La principale conséquence concernera le leadership du camp sunnite, avec trois prétendants : les jihadistes (al-Qaida et apparentés tels que EIIL, le bloc Arabie saoudite-Egypte-Emirats, les Frères musulmans avec leurs résidus en Egypte, en Libye et en Tunisie et leurs fers de lance Qatar et Turquie). Une bataille féroce autour de la souveraineté sur les Lieux saints est à craindre. Si les Lieux saints tombent entre des mains jihadistes, ce sera un séisme majeur, un tsunami, dans tout le monde musulman.

Si un Emirat est créé par EILL, sera-ce un remake de l’Afghanistan de Ben Laden ou de la Somalie? Ce sera pire.  Ben Laden ne dirigeait pas l’Afghanistan, c’étaient les Talibans. Il exerçait une influence.

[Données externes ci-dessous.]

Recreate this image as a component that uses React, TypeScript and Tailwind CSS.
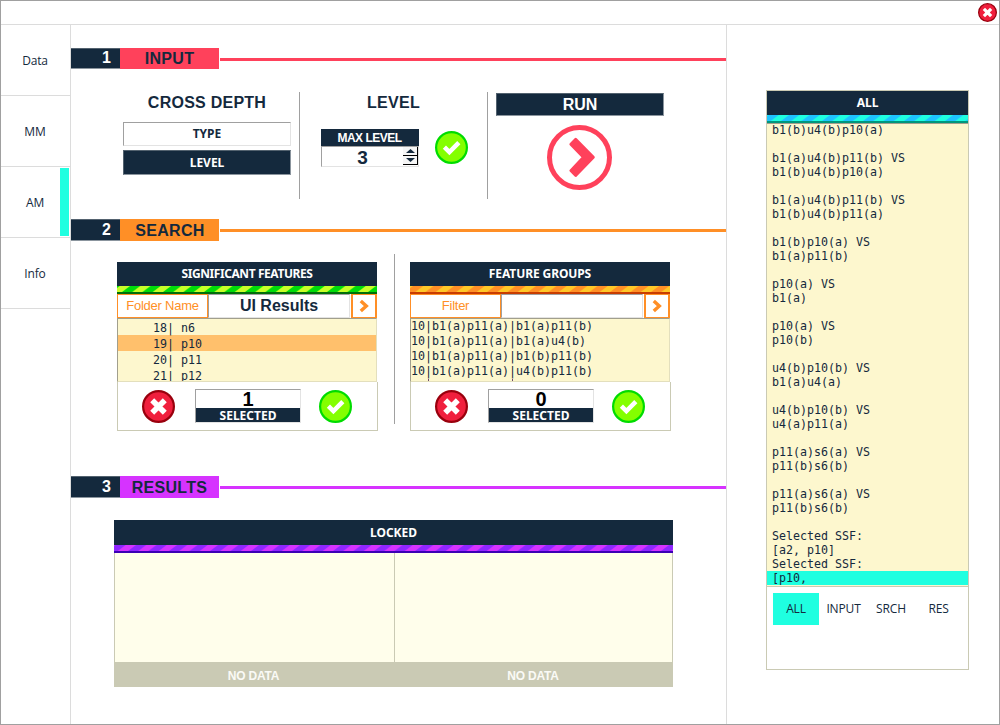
import { useId, type ReactNode } from "react";

const LOG = [
  "b1(b)u4(b)p10(a)", "",
  "b1(a)u4(b)p11(b) VS", "b1(b)u4(b)p10(a)", "",
  "b1(a)u4(b)p11(b) VS", "b1(b)u4(b)p11(a)", "",
  "b1(b)p10(a) VS", "b1(a)p11(b)", "",
  "p10(a) VS", "b1(a)", "",
  "p10(a) VS", "p10(b)", "",
  "u4(b)p10(b) VS", "b1(a)u4(a)", "",
  "u4(b)p10(b) VS", "u4(a)p11(a)", "",
  "p11(a)s6(a) VS", "p11(b)s6(b)", "",
  "p11(a)s6(a) VS", "p11(b)s6(b)", "",
  "Selected SSF:", "[a2, p10]", "Selected SSF:", "[p10,",
];

const FEATURES = ["18| n6", "19| p10", "20| p11", "21| p12"];

const GROUPS = [
  "10|b1(a)p11(a)|b1(a)p11(b)",
  "10|b1(a)p11(a)|b1(a)u4(b)",
  "10|b1(a)p11(a)|b1(b)p11(b)",
  "10|b1(a)p11(a)|u4(b)p11(b)",
];

const MONO = "font-['DejaVu_Sans_Mono',monospace] text-[11.63px] whitespace-pre";
const UI = "font-['Open_Sans','Noto_Sans',sans-serif] tracking-[-0.15px]";
const UI_BOLD = "font-['Noto_Sans','Open_Sans',sans-serif] font-bold";

function Stripes({ a, b, base, offset = 0 }: { a: string; b: string; base: string; offset?: number }) {
  const id = useId();
  return (
    <svg className="block h-2 w-full shrink-0" aria-hidden="true">
      <defs>
        <pattern id={id} width="20.5" height="6" patternUnits="userSpaceOnUse" x={offset}>
          <rect width="20.5" height="6" fill={a} />
          <path d="M0 6 L8 0 H18.25 L10.25 6 Z" fill={b} />
        </pattern>
      </defs>
      <rect width="100%" height="6" fill={`url(#${id})`} />
      <rect y="6" width="100%" height="2" fill={base} />
    </svg>
  );
}

function CrossIcon({ size }: { size: number }) {
  return (
    <svg width={size} height={size} viewBox="0 0 33 33" className="block shrink-0">
      <circle cx="16.5" cy="16.5" r="15.4" fill="#f01f3d" stroke="#99000d" strokeWidth="2.2" />
      <path d="M10.2 10.2 L22.8 22.8 M22.8 10.2 L10.2 22.8" stroke="#fff" strokeWidth="5.6" fill="none" />
    </svg>
  );
}

function CheckIcon() {
  return (
    <svg width="33" height="33" viewBox="0 0 33 33" className="block shrink-0">
      <circle cx="16.5" cy="16.5" r="15.4" fill="#84ff00" stroke="#00dc00" strokeWidth="2.2" />
      <path d="M9.4 16.1 L14.4 21 L23.8 11.7" stroke="#fff" strokeWidth="4.5" fill="none" />
    </svg>
  );
}

function SectionHead({ n, title, bg, line, tall, pad }: { n: string; title: string; bg: string; line: string; tall?: boolean; pad?: string }) {
  return (
    <div className={`flex w-full shrink-0 ${tall ? "h-[22px]" : "h-[21px]"} text-[16px] font-bold text-[#14293d]`}>
      <div className={`w-[49px] border-y border-t-[#53626f] border-b-[#8b959e] bg-[#14293d] pr-[9px] text-right text-white ${tall ? "leading-[20px]" : "leading-[18px]"}`}>{n}</div>
      <div className={`w-[99px] text-center tracking-[0.3px] ${tall ? "leading-[24px]" : "leading-[22px]"} ${bg} ${pad ?? ""}`}>{title}</div>
      <div className={`mt-[10px] ml-px h-[3px] flex-1 ${line}`} />
    </div>
  );
}

function Selected({ n }: { n: string }) {
  return (
    <div className="ml-[2px] flex h-[34px] w-[106px] flex-col border border-t-[#a0a0a0] border-r-[#e3e3e3] border-b-[#e3e3e3] border-l-[#a0a0a0] bg-white text-center">
      <div className="h-[18px] text-[20px] leading-[18px] font-bold text-black">{n}</div>
      <div className={`h-[14px] bg-[#14293d] text-[12px] leading-[15px] text-white ${UI_BOLD}`}>SELECTED</div>
    </div>
  );
}

function FeaturePanel({ title, titleClass, label, value, n, stripes, children }: { title: string; titleClass: string; label: string; value: string; n: string; stripes: ReactNode; children: ReactNode }) {
  return (
    <div className="flex h-[169px] w-[261px] shrink-0 flex-col">
      <div className="mr-px flex h-[120px] flex-col">
        <div className={`h-[24px] shrink-0 bg-[#14293d] text-center text-[12px] leading-[23px] text-white ${titleClass} ${UI_BOLD}`}>{title}</div>
        {stripes}
        <div className="flex h-[24px] shrink-0">
          <div className="w-[91px] border border-[#ff8f26] text-center text-[13px] leading-[22px] tracking-[-0.25px] text-[#ff8f26]">{label}</div>
          <div className="mr-px w-[142px] border border-t-[#a0a0a0] border-r-[#e3e3e3] border-b-[#e3e3e3] border-l-[#a0a0a0] text-center text-[16px] leading-[21px] font-bold text-[#14293d]">{value}</div>
          <div className="flex w-[26px] items-center justify-center border-2 border-t border-b border-[#ff8f26]">
            <svg width="12" height="14" viewBox="0 0 12 14">
              <path d="M2.8 2 L8.3 7 L2.8 12" fill="none" stroke="#ff8f26" strokeWidth="3.4" />
            </svg>
          </div>
        </div>
        <div className={`h-[64px] shrink-0 overflow-hidden border border-t-[#a19f8d] border-r-[#e3dfbd] border-b-[#e3dfbd] border-l-[#a19f8d] bg-[#fdf7ce] text-[#14293d] ${MONO}`}>{children}</div>
      </div>
      <div className="flex h-[49px] items-center justify-between border border-t-0 border-[#cacab4] pr-[25px] pl-[24px]">
        <CrossIcon size={33} />
        <Selected n={n} />
        <CheckIcon />
      </div>
    </div>
  );
}

export default function App() {
  const nav = ["Data", "MM", "AM", "Info"];
  return (
    <div className="flex h-[725px] w-[1000px] flex-col overflow-hidden border border-[#a0a0a0] bg-white font-['Liberation_Sans',Arial,sans-serif] text-[#14293d]">
      <header className="flex h-[24px] shrink-0 justify-end border-b border-[#dcdcdc] pt-[2px] pr-[2px]">
        <CrossIcon size={19} />
      </header>

      <div className="flex min-h-0 flex-1">
        <nav className="w-[70px] shrink-0 border-r border-[#dcdcdc]">
          {nav.map((item) => (
            <div key={item} className={`flex h-[71px] border-b border-[#dcdcdc] text-[12px] ${UI}`}>
              <div className="flex w-[59px] shrink-0 items-center justify-center pt-[2px] pl-[9px]">{item}</div>
              {item === "AM" && <div className="mt-px h-[68px] w-[9px] bg-[#1fffe0]" />}
            </div>
          ))}
        </nav>

        <main className="flex w-[655px] shrink-0 flex-col pt-[23px]">
          <SectionHead n="1" title="INPUT" bg="bg-[#ff415b]" line="bg-[#ff415b]" />
          <div className="flex h-[150px] shrink-0 pt-[23px]">
            <div className="flex h-[107px] w-[229px] flex-col border-r border-[#a0a0a0] pl-[52px]">
              <h2 className="w-[168px] text-center text-[16px] leading-[22px] font-bold tracking-[0.25px]">CROSS DEPTH</h2>
              <div className={`mt-[8px] h-[24px] w-[168px] border border-t-[#a0a0a0] border-r-[#e3e3e3] border-b-[#e3e3e3] border-l-[#a0a0a0] text-center text-[12px] leading-[22px] ${UI_BOLD}`}>TYPE</div>
              <div className={`mt-[4px] h-[25px] w-[168px] border border-t-[#53626f] border-r-[#8b959e] border-b-[#8b959e] border-l-[#53626f] bg-[#14293d] text-center text-[12px] leading-[23px] text-white ${UI_BOLD}`}>LEVEL</div>
            </div>
            <div className="flex h-[107px] w-[188px] flex-col border-r border-[#a0a0a0]">
              <h2 className="text-center text-[16px] leading-[22px] font-bold tracking-[0.25px]">LEVEL</h2>
              <div className="mt-[15px] flex pl-[21px]">
                <div className="w-[98px]">
                  <div className="h-[17px] bg-[#14293d] pr-px text-center text-[12px] leading-[18px] font-bold tracking-[-0.5px] text-white">MAX LEVEL</div>
                  <div className="flex h-[21px] border border-t-[#a0a0a0] border-r-[#e3e3e3] border-b-[#e3e3e3] border-l-[#a0a0a0]">
                    <div className="flex-1 text-center text-[19px] leading-[21px] font-bold">3</div>
                    <div className="flex w-[15px] flex-col">
                      <div className="flex h-[9px] items-center justify-center border-r border-b border-black bg-[#f6f6f6]">
                        <svg width="9" height="4"><path d="M4.5 0 L9 4 H0 Z" fill="#14293d" /></svg>
                      </div>
                      <div className="flex h-[9px] items-center justify-center border-r border-b border-black bg-[#f6f6f6]">
                        <svg width="9" height="4"><path d="M0 0 H9 L4.5 4 Z" fill="#14293d" /></svg>
                      </div>
                    </div>
                  </div>
                </div>
                <div className="mt-[2px] ml-[16px]"><CheckIcon /></div>
              </div>
            </div>
            <div className="flex flex-col items-center pt-[1px] pl-[8px]">
              <div className="h-[23px] w-[168px] border border-t-[#53626f] border-r-[#8b959e] border-b-[#8b959e] border-l-[#53626f] bg-[#14293d] text-center text-[16px] leading-[21px] font-bold text-white">RUN</div>
              <svg width="65" height="65" viewBox="0 0 65 65" className="mt-[9px] mr-[1px] block">
                <circle cx="32.5" cy="32.5" r="30" fill="none" stroke="#ff415b" strokeWidth="5" />
                <path d="M28.7 14.2 L46.4 32.3 L28.7 50.4 L23.8 45.6 L36.4 32.3 L23.8 19.2 Z" fill="#ff415b" stroke="#ff415b" strokeWidth="2.8" strokeLinejoin="round" />
              </svg>
            </div>
          </div>

          <SectionHead n="2" title="SEARCH" bg="bg-[#ff8f26]" line="bg-[#ff8f26]" tall pad="pl-px" />
          <div className="flex h-[235px] shrink-0 pt-[21px] pl-[46px]">
            <FeaturePanel title="SIGNIFICANT FEATURES" titleClass="tracking-[-0.42px]" label="Folder Name" value="UI Results" n="1" stripes={<Stripes a="#c8ff28" b="#00dc0a" base="#006e0a" offset={5} />}>
              {FEATURES.map((f) => (
                <div key={f} className={`h-[16px] pl-[35px] leading-[18px] ${f.startsWith("19") ? "bg-[#ffc06c]" : ""}`}>{f}</div>
              ))}
            </FeaturePanel>
            <div className="mr-[15px] ml-[16px] -mt-[8px] h-[170px] w-px bg-[#a0a0a0]" />
            <FeaturePanel title="FEATURE GROUPS" titleClass="tracking-[-0.1px]" label="Filter" value="" n="0" stripes={<Stripes a="#ffc828" b="#ff8f26" base="#c83c00" offset={15.5} />}>
              {GROUPS.map((g) => (
                <div key={g} className="h-[15px] leading-[15px]">{g}</div>
              ))}
              <div className="flex h-[2px] gap-[83px] pl-[17px]">
                <i className="w-px bg-[#6b4a6d]" />
                <i className="w-px bg-[#6b4a6d]" />
              </div>
            </FeaturePanel>
          </div>

          <SectionHead n="3" title="RESULTS" bg="bg-[#d633ff]" line="bg-[#d633ff]" tall />
          <div className="mt-[22px] ml-[43px] flex h-[167px] w-[559px] shrink-0 flex-col">
            <div className={`h-[25px] shrink-0 bg-[#14293d] text-center text-[12px] leading-[25px] text-white ${UI_BOLD}`}>LOCKED</div>
            <Stripes a="#d633ff" b="#8f26ff" base="#3c00b4" offset={14} />
            <div className="flex h-[109px] shrink-0 border-x border-[#cacab4] bg-[#fffeeb]">
              <div className="w-[280px] border-r border-[#cacab4]" />
            </div>
            <div className="flex h-[25px] shrink-0 bg-[#cacab4] text-center text-[12px] leading-[28px] font-bold tracking-[-0.2px] text-[#fafaf6]">
              <div className="w-[279px]">NO DATA</div>
              <div className="flex-1">NO DATA</div>
            </div>
          </div>
        </main>

        <aside className="flex-1 border-l border-[#dcdcdc] pt-[65px] pl-[39px]">
          <div className="flex h-[580px] w-[203px] flex-col border border-[#cacab4]">
            <div className={`h-[24px] shrink-0 bg-[#14293d] text-center text-[12px] leading-[24px] text-white ${UI_BOLD}`}>ALL</div>
            <Stripes a="#1fffe0" b="#1ec3ff" base="#00967d" offset={14} />
            <div className={`shrink-0 border-t border-b border-t-[#a19f8d] border-b-[#cacab4] bg-[#fdf7ce] ${MONO}`}>
              <div className="-mt-px pb-px">
                {LOG.map((l, i) => (
                  <div key={i} className={`h-[14px] pl-[5px] leading-[14px] ${i === LOG.length - 1 ? "bg-[#1fffe0]" : ""}`}>{l}</div>
                ))}
              </div>
            </div>
            <div className={`mt-[6px] flex gap-[1.5px] pl-[6px] text-center text-[12px] leading-[32px] ${UI}`}>
              <div className="h-[32px] w-[46px] bg-[#1fffe0]">ALL</div>
              <div className="w-[46px]">INPUT</div>
              <div className="w-[46px]">SRCH</div>
              <div className="w-[46px]">RES</div>
            </div>
          </div>
        </aside>
      </div>
    </div>
  );
}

Dans un émirat islamique EIIL, les jihadiste seraient directement aux commandes.

Il faut rappeler ici que EIIL est une sorte de filiale dissidente d’al-Qaïda, qui n’a pas hésité à en découdre avec Jabhat Nosra en Syrie. Jabhat Nosra est le front des jihadistes créé par Al-Qaïda.

Autre conséquence probable : les troubles et déstabilisation en Egypte.

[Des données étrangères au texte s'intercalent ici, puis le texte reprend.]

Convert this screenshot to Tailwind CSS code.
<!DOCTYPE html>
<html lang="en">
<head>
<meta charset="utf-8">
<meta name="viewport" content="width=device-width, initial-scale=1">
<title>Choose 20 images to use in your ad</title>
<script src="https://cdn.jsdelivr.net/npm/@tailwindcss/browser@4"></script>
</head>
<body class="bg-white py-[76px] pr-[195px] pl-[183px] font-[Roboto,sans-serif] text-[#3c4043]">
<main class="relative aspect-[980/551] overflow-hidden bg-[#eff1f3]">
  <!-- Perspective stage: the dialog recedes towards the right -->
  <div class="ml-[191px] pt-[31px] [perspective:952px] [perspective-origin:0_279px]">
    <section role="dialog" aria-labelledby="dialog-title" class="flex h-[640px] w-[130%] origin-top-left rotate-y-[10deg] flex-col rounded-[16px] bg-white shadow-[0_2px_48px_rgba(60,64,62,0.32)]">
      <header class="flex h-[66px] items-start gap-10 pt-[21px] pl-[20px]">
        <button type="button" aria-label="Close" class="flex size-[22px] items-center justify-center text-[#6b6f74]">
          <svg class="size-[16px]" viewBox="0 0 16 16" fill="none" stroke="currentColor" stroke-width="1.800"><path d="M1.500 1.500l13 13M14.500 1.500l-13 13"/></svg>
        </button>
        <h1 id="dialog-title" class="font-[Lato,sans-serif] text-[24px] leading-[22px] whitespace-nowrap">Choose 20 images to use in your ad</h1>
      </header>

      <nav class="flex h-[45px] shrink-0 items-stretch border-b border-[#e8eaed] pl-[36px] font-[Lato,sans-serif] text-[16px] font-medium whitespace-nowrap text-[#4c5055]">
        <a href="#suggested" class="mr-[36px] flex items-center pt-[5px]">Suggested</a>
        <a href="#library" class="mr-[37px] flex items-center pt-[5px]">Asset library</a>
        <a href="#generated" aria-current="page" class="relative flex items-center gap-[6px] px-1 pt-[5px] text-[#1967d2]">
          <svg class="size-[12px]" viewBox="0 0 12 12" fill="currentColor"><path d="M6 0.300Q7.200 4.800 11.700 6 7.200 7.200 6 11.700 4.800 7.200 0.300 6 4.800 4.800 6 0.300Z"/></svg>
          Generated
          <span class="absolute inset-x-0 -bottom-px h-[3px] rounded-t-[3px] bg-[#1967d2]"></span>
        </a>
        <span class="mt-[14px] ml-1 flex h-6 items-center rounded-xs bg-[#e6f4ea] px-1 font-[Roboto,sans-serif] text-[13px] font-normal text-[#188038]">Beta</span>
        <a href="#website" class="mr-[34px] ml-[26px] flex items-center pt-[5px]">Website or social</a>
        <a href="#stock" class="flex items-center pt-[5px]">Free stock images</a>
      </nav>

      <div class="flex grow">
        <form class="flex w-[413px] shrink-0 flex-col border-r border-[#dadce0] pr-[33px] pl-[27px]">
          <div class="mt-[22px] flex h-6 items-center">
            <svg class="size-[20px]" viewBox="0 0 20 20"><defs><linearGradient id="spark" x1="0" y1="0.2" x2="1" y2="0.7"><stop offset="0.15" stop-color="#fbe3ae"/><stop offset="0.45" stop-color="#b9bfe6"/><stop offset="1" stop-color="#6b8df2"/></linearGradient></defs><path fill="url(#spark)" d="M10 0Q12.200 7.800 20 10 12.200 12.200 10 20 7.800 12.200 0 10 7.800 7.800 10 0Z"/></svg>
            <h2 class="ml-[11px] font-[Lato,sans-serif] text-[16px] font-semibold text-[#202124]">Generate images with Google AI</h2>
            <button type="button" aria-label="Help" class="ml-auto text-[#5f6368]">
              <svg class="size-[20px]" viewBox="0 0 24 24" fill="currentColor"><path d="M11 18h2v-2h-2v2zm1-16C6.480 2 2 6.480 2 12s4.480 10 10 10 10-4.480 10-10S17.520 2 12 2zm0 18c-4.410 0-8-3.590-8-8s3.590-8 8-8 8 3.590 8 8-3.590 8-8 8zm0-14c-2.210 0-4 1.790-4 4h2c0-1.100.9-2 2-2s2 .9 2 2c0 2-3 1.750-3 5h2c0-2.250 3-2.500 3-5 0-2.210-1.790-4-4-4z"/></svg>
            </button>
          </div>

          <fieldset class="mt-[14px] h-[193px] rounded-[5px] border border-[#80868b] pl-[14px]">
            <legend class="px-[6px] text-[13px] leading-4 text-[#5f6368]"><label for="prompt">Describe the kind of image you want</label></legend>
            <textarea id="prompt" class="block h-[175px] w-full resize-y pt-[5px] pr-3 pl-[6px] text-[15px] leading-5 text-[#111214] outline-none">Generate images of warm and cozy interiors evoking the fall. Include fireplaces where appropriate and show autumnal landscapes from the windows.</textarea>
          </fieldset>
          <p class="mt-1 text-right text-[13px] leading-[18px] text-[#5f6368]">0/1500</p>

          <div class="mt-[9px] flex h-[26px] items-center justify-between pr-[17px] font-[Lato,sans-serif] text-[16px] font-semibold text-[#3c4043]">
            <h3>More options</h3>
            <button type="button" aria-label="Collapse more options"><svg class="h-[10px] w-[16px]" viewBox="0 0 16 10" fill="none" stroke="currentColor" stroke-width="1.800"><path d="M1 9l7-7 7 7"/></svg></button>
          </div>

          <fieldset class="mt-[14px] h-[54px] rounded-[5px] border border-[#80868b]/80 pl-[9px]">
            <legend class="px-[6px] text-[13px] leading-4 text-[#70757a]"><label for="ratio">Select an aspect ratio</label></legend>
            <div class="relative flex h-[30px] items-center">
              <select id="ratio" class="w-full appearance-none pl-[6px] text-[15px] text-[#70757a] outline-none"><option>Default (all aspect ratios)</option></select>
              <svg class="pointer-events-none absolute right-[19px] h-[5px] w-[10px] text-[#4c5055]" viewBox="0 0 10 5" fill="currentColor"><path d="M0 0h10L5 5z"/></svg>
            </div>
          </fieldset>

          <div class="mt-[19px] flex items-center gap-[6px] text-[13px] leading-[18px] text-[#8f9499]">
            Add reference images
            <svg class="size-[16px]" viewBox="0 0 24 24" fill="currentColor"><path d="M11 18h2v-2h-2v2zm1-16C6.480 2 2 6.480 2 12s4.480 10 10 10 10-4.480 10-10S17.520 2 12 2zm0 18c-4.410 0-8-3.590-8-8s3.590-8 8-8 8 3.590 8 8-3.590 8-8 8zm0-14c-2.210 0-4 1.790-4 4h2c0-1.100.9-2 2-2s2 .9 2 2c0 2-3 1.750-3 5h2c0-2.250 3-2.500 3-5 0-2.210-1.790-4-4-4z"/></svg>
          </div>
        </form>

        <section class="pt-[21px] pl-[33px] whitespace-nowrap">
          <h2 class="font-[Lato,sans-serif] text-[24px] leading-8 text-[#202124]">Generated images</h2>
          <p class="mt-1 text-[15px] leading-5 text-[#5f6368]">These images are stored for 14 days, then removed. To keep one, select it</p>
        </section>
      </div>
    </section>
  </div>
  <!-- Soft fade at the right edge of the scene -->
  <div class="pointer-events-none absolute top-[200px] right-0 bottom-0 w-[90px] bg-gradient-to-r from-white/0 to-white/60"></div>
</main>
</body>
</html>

Enfin, il est probable qu’il y aura une tentative de clonage dans notre région, pour créer un Etat islamique du Maghreb et du Sahel.

 

Responsabilité morale. L’intervention américaine en Irak, qui a provoqué la chute de Saddam Hussein était probablement légale aux yeux du droit international, puisqu’elle a reçu l’habillage de résolutions onusiennes. Mais elle n’était pas et ne sera jamais considérée comme légitime.

Il en va de même de l’intervention française en Libye, dont l’architecte fut BHL et l’exécutant Nicolas Sarkozy.

Ces deux pays, ont une responsabilité morale dans ce qui se passe aujourd’hui.

Le monde arabo-musulman ou comment sortir de l’histoire. Jusqu’à la fin du 17è siècle, les civilisations du monde progressaient du même pas, à peu de choses près. A partir de la fin du 17è, le progrès s’est accéléré dans le monde dit occidental. Aujourd’hui, prendre 50 années de retard devient irratrapable. Comme le soulignait Yadh Ben Achour, penseur tunisien, le tropisme jihadiste ressemble à une tentative de suicide, qui risque de faire sortir le monde arabe de l’histoire. Ce ne serait pas la première fois qu’une civilisation s’éteint, conclut-il.